Setting serial port configuration

I have 1 serial port (9 Pin) attached with my Linux server.If I give
$dmesg | grep tty , it provides me the following.
ttyS0 and ttyS1 .
I have 1 COM port with my server mother board. I have 1 customized application
that requires this COM port to be used.
The parameter to be set for COM port is as follows.

Baud Rate:- 9600
Data Bit: - 9
Parity: - None
Stop Bit: - 1
Flow Control :- None

How to set these parameters for this COM port(I guess ttyS0 is the required COM port) in Red Hat Linux 5.9?

There's is no such thing as 9 bit RS-232. The road is 8 bits wide, period; you can send 7 bit or 8 bit trucks down it but not 9.

Sometimes you see 8-bit with parity misused to send an extra bit instead of parity. It's a serious pain to communicate with these devices anywhere, the 9th bit ends up coming in as parity error or on a sideband of some sort. You'd use stty to set serial port settings on a Linux system, but there's no setting to make the 8 bit road 9 bits wide, as your computer uses 8-bit bytes, not 9-bit ones.

Your application is going to have to either be modified or read through a filter.

Linux can do slightly better than having to calculate parity for each byte and check if it's error or not to deduce the 9th bit, but only slightly. See mark/space parity for a full explanation.

It is a typical mistake from My side.Data Bit should be 8 instead of 9.
I need the commands to do so.

---------- Post updated at 06:52 AM ---------- Previous update was at 02:17 AM ----------

To set the following I have used the following command.

Baud Rate:- 9600 Data Bit: - 8 Parity: - None Stop Bit: - 1 Flow Control :- None
$stty 9600 cs8 -parenb -ixon -cstopb -echo -F /dev/ttyS0

If you see again the parameter by the following command, it shows the attibute as set by the above command.

$stty -a -F /dev/ttyS0

Do I need to restart the machine after that?

A restart should not be necessary for the current run.

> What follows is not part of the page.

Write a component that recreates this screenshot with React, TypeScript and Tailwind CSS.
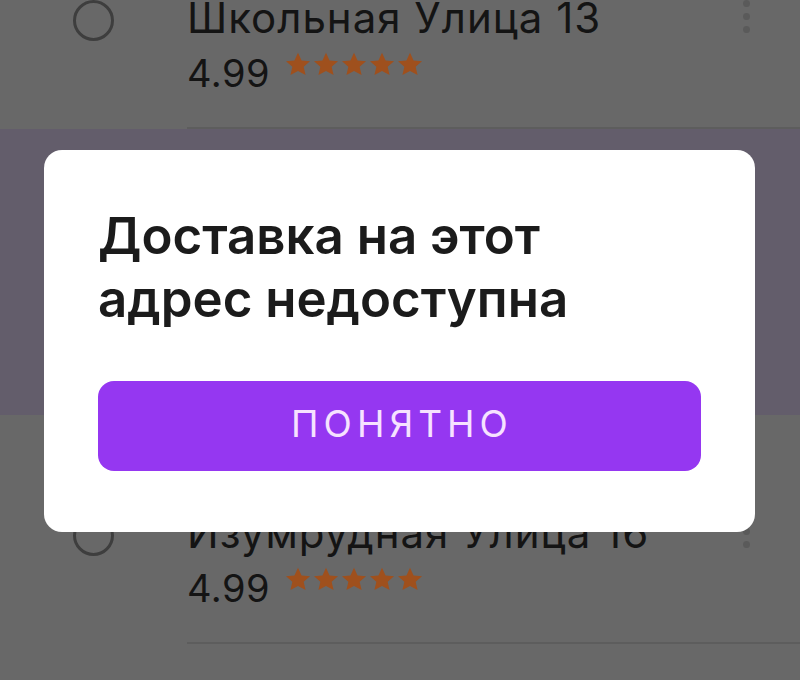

You could also look at the 'raw' extension, (man stty):-

 stty -F /dev/ttyS0 raw 

Oh, thank goodness -- that's much, much easier.

You do not.

Indeed, if you do, you'll have to set it again. Remember that -- you might want to put it in local.start or in an @reboot cron job.

wisecracker speaks wisely. UNIX serial ports have far more settings than data bits and flow control. See Canonical and noncanonical mode in man termios. What you need depends on the needs of your application (reading lines of text? canonical. reading individual bytes of binary data? raw.)